YOUR OBJECTIVE ▸
Write out the data below in full, unchanged, minus the images.

RECORDS FOR THE TASK ▸

+++++

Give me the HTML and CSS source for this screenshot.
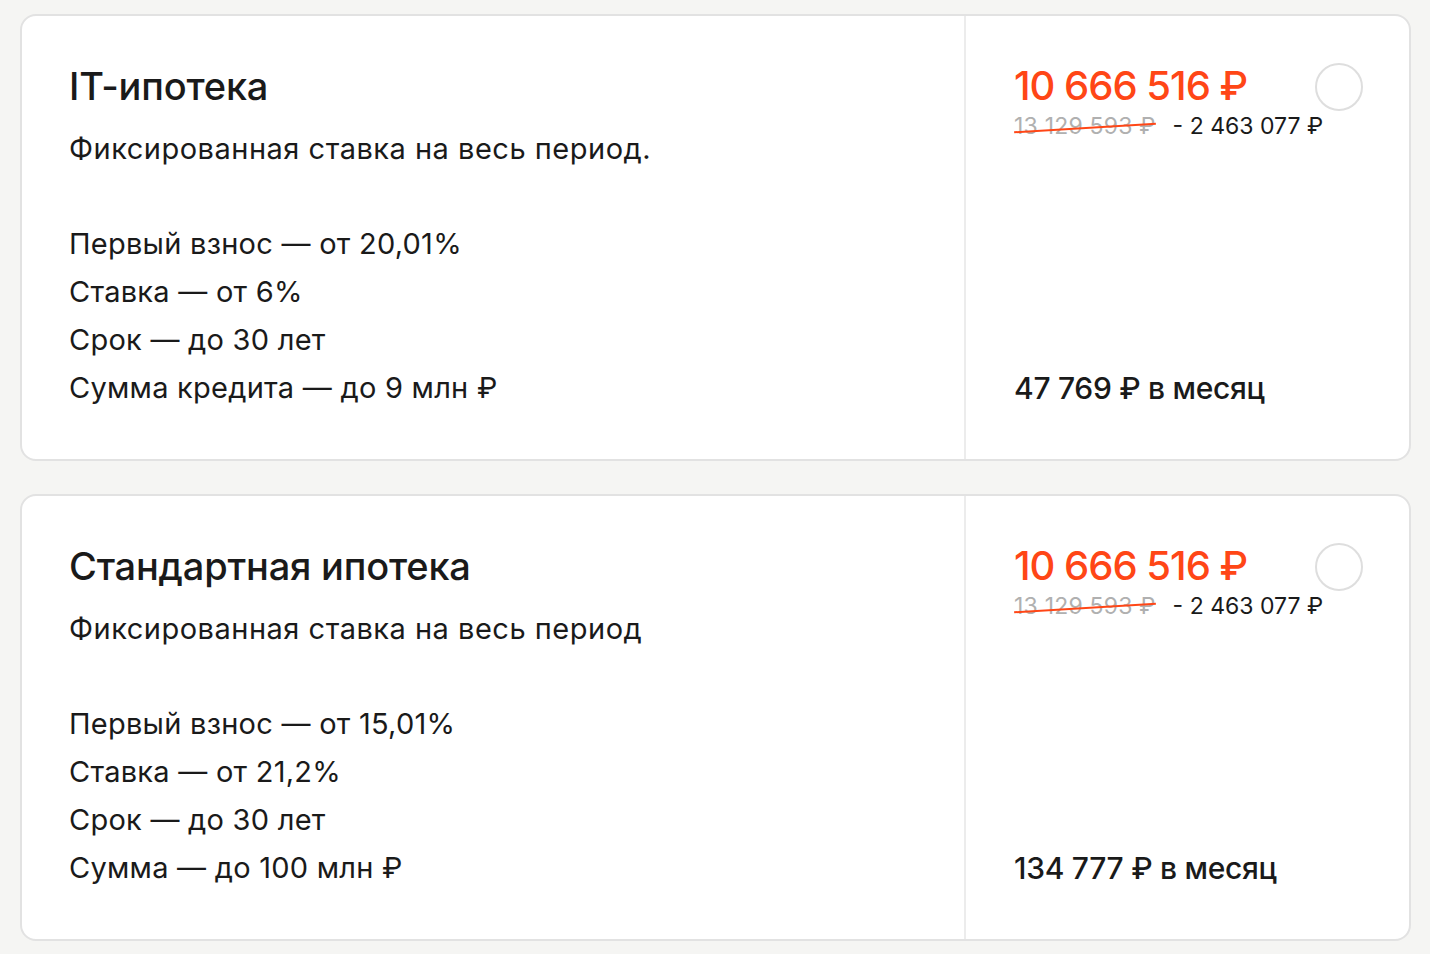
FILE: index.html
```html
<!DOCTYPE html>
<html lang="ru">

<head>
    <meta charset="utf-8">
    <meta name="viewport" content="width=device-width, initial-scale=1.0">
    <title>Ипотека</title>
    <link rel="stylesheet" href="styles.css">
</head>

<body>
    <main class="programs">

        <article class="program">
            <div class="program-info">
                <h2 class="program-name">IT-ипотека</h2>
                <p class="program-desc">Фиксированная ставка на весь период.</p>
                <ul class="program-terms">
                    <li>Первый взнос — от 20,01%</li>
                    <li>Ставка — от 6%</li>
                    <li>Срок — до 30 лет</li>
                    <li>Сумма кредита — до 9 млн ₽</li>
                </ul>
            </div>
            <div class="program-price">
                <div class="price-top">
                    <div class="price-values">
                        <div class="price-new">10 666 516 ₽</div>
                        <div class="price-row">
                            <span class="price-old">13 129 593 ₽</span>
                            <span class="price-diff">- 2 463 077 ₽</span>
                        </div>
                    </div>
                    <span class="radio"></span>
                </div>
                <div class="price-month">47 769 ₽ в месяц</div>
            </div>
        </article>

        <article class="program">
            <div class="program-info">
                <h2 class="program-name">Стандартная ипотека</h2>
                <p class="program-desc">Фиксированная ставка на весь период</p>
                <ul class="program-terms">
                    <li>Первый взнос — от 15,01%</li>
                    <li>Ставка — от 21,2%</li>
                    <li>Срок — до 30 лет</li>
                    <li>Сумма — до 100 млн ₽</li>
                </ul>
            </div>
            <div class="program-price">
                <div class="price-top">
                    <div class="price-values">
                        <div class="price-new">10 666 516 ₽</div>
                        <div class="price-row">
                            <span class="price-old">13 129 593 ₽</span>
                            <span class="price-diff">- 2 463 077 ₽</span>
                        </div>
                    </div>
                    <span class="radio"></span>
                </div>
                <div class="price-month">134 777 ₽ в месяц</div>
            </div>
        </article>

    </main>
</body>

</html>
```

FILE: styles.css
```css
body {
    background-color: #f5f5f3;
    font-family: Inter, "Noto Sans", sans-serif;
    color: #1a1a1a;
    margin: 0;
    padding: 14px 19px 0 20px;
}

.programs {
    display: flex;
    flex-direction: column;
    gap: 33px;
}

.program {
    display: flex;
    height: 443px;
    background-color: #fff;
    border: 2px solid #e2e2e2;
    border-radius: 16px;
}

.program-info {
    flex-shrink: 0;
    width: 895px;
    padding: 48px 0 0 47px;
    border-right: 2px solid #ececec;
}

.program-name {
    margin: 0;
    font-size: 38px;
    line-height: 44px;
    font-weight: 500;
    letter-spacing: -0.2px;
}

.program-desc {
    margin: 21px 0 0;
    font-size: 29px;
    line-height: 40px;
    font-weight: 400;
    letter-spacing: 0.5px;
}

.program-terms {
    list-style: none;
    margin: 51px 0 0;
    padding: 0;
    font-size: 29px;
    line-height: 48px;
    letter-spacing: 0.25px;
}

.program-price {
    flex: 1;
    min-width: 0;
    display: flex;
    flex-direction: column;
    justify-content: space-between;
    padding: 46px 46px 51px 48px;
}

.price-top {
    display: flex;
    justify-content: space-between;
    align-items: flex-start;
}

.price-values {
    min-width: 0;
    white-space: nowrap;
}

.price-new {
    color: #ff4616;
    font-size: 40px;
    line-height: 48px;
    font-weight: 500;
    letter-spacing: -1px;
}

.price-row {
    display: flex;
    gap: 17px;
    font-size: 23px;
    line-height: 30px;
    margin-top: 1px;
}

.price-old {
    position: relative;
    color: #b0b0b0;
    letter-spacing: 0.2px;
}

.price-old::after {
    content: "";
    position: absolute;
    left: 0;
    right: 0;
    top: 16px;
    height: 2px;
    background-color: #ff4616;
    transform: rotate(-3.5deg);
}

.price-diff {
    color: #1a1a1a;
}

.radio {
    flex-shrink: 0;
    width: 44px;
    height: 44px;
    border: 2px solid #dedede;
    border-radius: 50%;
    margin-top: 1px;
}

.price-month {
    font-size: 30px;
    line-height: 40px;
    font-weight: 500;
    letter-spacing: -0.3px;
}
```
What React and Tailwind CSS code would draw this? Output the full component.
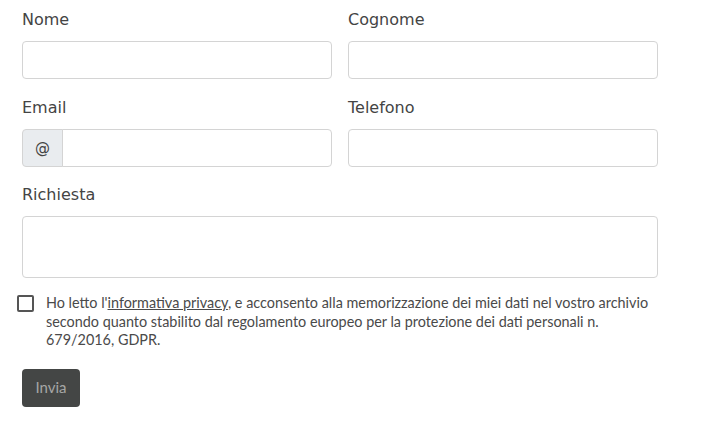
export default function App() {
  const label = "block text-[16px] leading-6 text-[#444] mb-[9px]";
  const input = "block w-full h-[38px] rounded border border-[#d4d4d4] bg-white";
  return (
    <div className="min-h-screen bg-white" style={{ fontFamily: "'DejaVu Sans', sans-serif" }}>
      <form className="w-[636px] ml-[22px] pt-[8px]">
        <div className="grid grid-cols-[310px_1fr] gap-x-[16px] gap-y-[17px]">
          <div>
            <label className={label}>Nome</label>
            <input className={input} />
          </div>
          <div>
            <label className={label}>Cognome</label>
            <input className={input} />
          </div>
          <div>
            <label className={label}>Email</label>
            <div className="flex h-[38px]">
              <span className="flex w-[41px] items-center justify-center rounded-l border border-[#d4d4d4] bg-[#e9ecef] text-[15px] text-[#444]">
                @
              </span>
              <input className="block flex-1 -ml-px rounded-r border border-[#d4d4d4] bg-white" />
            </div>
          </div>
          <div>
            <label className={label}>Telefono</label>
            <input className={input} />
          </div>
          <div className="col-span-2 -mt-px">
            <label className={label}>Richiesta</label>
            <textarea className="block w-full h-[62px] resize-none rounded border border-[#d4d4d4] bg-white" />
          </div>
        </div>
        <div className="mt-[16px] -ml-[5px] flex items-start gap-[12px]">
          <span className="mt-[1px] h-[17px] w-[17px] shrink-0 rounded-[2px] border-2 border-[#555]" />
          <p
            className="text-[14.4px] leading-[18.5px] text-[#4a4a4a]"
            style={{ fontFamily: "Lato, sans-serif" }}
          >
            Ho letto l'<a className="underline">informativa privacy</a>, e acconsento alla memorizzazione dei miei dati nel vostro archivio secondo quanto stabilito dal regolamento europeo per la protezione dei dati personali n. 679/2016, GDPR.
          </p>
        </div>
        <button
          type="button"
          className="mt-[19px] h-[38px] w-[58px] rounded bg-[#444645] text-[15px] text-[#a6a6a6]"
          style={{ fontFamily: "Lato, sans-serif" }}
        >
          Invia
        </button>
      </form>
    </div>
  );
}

+++++

ANSWER TO THE EXERCISE ▸
Give me the HTML and CSS source for this screenshot.
FILE: index.html
```html
<!DOCTYPE html>
<html lang="ru">

<head>
    <meta charset="utf-8">
    <meta name="viewport" content="width=device-width, initial-scale=1.0">
    <title>Ипотека</title>
    <link rel="stylesheet" href="styles.css">
</head>

<body>
    <main class="programs">

        <article class="program">
            <div class="program-info">
                <h2 class="program-name">IT-ипотека</h2>
                <p class="program-desc">Фиксированная ставка на весь период.</p>
                <ul class="program-terms">
                    <li>Первый взнос — от 20,01%</li>
                    <li>Ставка — от 6%</li>
                    <li>Срок — до 30 лет</li>
                    <li>Сумма кредита — до 9 млн ₽</li>
                </ul>
            </div>
            <div class="program-price">
                <div class="price-top">
                    <div class="price-values">
                        <div class="price-new">10 666 516 ₽</div>
                        <div class="price-row">
                            <span class="price-old">13 129 593 ₽</span>
                            <span class="price-diff">- 2 463 077 ₽</span>
                        </div>
                    </div>
                    <span class="radio"></span>
                </div>
                <div class="price-month">47 769 ₽ в месяц</div>
            </div>
        </article>

        <article class="program">
            <div class="program-info">
                <h2 class="program-name">Стандартная ипотека</h2>
                <p class="program-desc">Фиксированная ставка на весь период</p>
                <ul class="program-terms">
                    <li>Первый взнос — от 15,01%</li>
                    <li>Ставка — от 21,2%</li>
                    <li>Срок — до 30 лет</li>
                    <li>Сумма — до 100 млн ₽</li>
                </ul>
            </div>
            <div class="program-price">
                <div class="price-top">
                    <div class="price-values">
                        <div class="price-new">10 666 516 ₽</div>
                        <div class="price-row">
                            <span class="price-old">13 129 593 ₽</span>
                            <span class="price-diff">- 2 463 077 ₽</span>
                        </div>
                    </div>
                    <span class="radio"></span>
                </div>
                <div class="price-month">134 777 ₽ в месяц</div>
            </div>
        </article>

    </main>
</body>

</html>
```

FILE: styles.css
```css
body {
    background-color: #f5f5f3;
    font-family: Inter, "Noto Sans", sans-serif;
    color: #1a1a1a;
    margin: 0;
    padding: 14px 19px 0 20px;
}

.programs {
    display: flex;
    flex-direction: column;
    gap: 33px;
}

.program {
    display: flex;
    height: 443px;
    background-color: #fff;
    border: 2px solid #e2e2e2;
    border-radius: 16px;
}

.program-info {
    flex-shrink: 0;
    width: 895px;
    padding: 48px 0 0 47px;
    border-right: 2px solid #ececec;
}

.program-name {
    margin: 0;
    font-size: 38px;
    line-height: 44px;
    font-weight: 500;
    letter-spacing: -0.2px;
}

.program-desc {
    margin: 21px 0 0;
    font-size: 29px;
    line-height: 40px;
    font-weight: 400;
    letter-spacing: 0.5px;
}

.program-terms {
    list-style: none;
    margin: 51px 0 0;
    padding: 0;
    font-size: 29px;
    line-height: 48px;
    letter-spacing: 0.25px;
}

.program-price {
    flex: 1;
    min-width: 0;
    display: flex;
    flex-direction: column;
    justify-content: space-between;
    padding: 46px 46px 51px 48px;
}

.price-top {
    display: flex;
    justify-content: space-between;
    align-items: flex-start;
}

.price-values {
    min-width: 0;
    white-space: nowrap;
}

.price-new {
    color: #ff4616;
    font-size: 40px;
    line-height: 48px;
    font-weight: 500;
    letter-spacing: -1px;
}

.price-row {
    display: flex;
    gap: 17px;
    font-size: 23px;
    line-height: 30px;
    margin-top: 1px;
}

.price-old {
    position: relative;
    color: #b0b0b0;
    letter-spacing: 0.2px;
}

.price-old::after {
    content: "";
    position: absolute;
    left: 0;
    right: 0;
    top: 16px;
    height: 2px;
    background-color: #ff4616;
    transform: rotate(-3.5deg);
}

.price-diff {
    color: #1a1a1a;
}

.radio {
    flex-shrink: 0;
    width: 44px;
    height: 44px;
    border: 2px solid #dedede;
    border-radius: 50%;
    margin-top: 1px;
}

.price-month {
    font-size: 30px;
    line-height: 40px;
    font-weight: 500;
    letter-spacing: -0.3px;
}
```
What React and Tailwind CSS code would draw this? Output the full component.
export default function App() {
  const label = "block text-[16px] leading-6 text-[#444] mb-[9px]";
  const input = "block w-full h-[38px] rounded border border-[#d4d4d4] bg-white";
  return (
    <div className="min-h-screen bg-white" style={{ fontFamily: "'DejaVu Sans', sans-serif" }}>
      <form className="w-[636px] ml-[22px] pt-[8px]">
        <div className="grid grid-cols-[310px_1fr] gap-x-[16px] gap-y-[17px]">
          <div>
            <label className={label}>Nome</label>
            <input className={input} />
          </div>
          <div>
            <label className={label}>Cognome</label>
            <input className={input} />
          </div>
          <div>
            <label className={label}>Email</label>
            <div className="flex h-[38px]">
              <span className="flex w-[41px] items-center justify-center rounded-l border border-[#d4d4d4] bg-[#e9ecef] text-[15px] text-[#444]">
                @
              </span>
              <input className="block flex-1 -ml-px rounded-r border border-[#d4d4d4] bg-white" />
            </div>
          </div>
          <div>
            <label className={label}>Telefono</label>
            <input className={input} />
          </div>
          <div className="col-span-2 -mt-px">
            <label className={label}>Richiesta</label>
            <textarea className="block w-full h-[62px] resize-none rounded border border-[#d4d4d4] bg-white" />
          </div>
        </div>
        <div className="mt-[16px] -ml-[5px] flex items-start gap-[12px]">
          <span className="mt-[1px] h-[17px] w-[17px] shrink-0 rounded-[2px] border-2 border-[#555]" />
          <p
            className="text-[14.4px] leading-[18.5px] text-[#4a4a4a]"
            style={{ fontFamily: "Lato, sans-serif" }}
          >
            Ho letto l'<a className="underline">informativa privacy</a>, e acconsento alla memorizzazione dei miei dati nel vostro archivio secondo quanto stabilito dal regolamento europeo per la protezione dei dati personali n. 679/2016, GDPR.
          </p>
        </div>
        <button
          type="button"
          className="mt-[19px] h-[38px] w-[58px] rounded bg-[#444645] text-[15px] text-[#a6a6a6]"
          style={{ fontFamily: "Lato, sans-serif" }}
        >
          Invia
        </button>
      </form>
    </div>
  );
}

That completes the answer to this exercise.